Mechanistic Evaluation of Benzoin Catalysis Enabled by Triazolium Salt Application in the Preparation of Benzil and Heterocycles

Abstract A library of functionalized pyrrolidine‐based triazolium salts containing a BF 4 counterions have been prepared from readily accessible 2‐pyrolidinone via one‐pot reaction protocol. By separating imine‐ether intermediates, a detailed mechanistic pathway has been investigated. Studied mechanistic investigation improved the synthetic process, resulting in higher yields for pyrrolidine‐based triazolium NHC structures and the large‐scale synthesis of chiral NHCs pre‐catalyst with free OH‐group.
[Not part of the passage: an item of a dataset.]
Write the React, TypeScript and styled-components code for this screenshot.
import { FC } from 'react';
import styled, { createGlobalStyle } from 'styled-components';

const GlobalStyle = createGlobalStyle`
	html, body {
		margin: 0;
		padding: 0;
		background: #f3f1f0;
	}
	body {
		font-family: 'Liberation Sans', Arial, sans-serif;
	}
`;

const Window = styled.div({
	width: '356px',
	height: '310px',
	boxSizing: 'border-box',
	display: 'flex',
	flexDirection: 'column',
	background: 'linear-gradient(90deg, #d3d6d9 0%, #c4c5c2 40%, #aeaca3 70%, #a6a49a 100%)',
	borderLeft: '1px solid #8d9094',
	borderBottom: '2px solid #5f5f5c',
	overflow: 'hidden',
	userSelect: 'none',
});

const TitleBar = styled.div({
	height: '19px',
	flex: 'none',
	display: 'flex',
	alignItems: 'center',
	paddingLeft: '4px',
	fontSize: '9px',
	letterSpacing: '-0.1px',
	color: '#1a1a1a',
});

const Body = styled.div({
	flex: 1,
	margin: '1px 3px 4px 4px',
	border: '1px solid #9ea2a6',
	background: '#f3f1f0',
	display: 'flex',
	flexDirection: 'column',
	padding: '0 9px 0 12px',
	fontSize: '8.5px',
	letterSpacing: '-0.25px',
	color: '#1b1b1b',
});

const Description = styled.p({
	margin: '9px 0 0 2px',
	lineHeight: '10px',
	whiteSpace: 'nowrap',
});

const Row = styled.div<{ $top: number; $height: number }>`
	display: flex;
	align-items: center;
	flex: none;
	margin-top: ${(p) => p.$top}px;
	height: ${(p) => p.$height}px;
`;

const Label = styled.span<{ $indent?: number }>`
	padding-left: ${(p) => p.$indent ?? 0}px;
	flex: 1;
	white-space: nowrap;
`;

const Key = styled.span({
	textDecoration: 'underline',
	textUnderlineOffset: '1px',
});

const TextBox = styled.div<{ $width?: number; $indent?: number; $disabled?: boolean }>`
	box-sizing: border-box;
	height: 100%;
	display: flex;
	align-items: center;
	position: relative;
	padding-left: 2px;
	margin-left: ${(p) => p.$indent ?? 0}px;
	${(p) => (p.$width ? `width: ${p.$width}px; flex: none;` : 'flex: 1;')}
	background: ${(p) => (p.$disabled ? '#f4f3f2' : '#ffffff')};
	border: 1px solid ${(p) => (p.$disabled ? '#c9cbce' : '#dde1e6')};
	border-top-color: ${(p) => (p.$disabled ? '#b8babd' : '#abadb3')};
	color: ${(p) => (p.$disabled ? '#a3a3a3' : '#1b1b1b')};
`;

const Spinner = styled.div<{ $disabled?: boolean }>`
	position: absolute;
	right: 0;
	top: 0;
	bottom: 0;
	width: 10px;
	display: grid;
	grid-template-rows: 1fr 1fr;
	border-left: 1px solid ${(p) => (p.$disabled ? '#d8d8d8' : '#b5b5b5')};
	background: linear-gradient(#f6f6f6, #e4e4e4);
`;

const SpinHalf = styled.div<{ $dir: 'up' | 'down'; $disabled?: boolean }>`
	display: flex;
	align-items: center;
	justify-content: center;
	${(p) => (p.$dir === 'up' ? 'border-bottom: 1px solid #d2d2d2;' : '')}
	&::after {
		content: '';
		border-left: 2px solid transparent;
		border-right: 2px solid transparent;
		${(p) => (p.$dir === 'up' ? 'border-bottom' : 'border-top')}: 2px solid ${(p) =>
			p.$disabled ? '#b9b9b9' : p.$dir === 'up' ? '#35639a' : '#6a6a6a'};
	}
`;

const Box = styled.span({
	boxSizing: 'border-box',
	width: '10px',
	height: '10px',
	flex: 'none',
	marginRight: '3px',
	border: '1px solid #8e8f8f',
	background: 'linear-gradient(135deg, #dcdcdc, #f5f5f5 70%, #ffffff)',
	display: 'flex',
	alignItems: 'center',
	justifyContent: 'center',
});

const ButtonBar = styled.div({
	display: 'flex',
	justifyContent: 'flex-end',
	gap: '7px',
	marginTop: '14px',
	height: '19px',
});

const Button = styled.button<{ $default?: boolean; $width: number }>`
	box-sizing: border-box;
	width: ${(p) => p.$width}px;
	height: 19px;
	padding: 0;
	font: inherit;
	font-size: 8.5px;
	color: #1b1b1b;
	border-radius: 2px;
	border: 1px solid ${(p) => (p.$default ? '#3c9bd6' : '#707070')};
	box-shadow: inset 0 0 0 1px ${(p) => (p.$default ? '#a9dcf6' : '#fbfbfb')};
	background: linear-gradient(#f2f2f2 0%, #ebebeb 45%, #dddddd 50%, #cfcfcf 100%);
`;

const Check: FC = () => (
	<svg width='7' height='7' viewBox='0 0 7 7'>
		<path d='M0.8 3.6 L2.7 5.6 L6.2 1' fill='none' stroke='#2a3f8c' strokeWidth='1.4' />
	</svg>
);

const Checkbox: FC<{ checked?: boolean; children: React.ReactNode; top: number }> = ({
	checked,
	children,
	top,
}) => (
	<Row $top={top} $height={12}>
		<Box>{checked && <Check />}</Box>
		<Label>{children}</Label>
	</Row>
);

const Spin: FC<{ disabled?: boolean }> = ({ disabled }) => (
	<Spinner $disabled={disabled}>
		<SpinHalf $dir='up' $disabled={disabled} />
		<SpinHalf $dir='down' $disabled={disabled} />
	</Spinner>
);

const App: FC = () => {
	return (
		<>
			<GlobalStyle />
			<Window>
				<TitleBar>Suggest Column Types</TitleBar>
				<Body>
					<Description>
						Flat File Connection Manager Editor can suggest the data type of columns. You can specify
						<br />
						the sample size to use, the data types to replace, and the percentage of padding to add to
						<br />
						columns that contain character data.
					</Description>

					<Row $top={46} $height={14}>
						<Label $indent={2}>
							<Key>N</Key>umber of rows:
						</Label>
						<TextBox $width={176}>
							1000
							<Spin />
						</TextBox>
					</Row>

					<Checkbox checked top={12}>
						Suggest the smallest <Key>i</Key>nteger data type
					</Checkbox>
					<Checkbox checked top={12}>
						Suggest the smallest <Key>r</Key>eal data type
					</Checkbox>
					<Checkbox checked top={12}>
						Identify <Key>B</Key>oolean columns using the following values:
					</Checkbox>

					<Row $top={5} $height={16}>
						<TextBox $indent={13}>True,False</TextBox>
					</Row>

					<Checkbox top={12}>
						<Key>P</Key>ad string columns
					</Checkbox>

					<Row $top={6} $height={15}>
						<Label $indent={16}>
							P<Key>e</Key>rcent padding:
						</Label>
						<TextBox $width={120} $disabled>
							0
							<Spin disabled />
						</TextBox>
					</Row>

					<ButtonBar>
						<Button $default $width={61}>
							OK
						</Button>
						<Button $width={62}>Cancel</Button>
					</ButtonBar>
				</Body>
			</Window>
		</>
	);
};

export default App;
The presence of a hydroxyl functional group on the NHCs has the potential for further functionalization and for non‐covalent control over catalytic reactions in which the NHCs can serve as organocatalysts or donor ligands for organometallic catalysis. This benzoin catalytic system was investigated by testing different solvents and aldehydes, NHC‐catalysts loading and time variation effects to prepare a broad range of functionalized benzoin compounds with high yields. The highly reactive pyrrolidine‐based triazolium salts (TAC F5 ) showed significant potential application of organocatalysts in benzoin condensation‐oxidation. EDG and EWG substituted α‐hydroxy ketone derivatives were directly converted to corresponding benzil scaffolds from an aldehyde through one‐pot reaction condition with MnO 2 acting as an oxidating reagent in open‐air atmosphere. Selective heterocycles, quinoxaline, imidazole and pyrazine precursor were achieved from simple benzil under green conditions.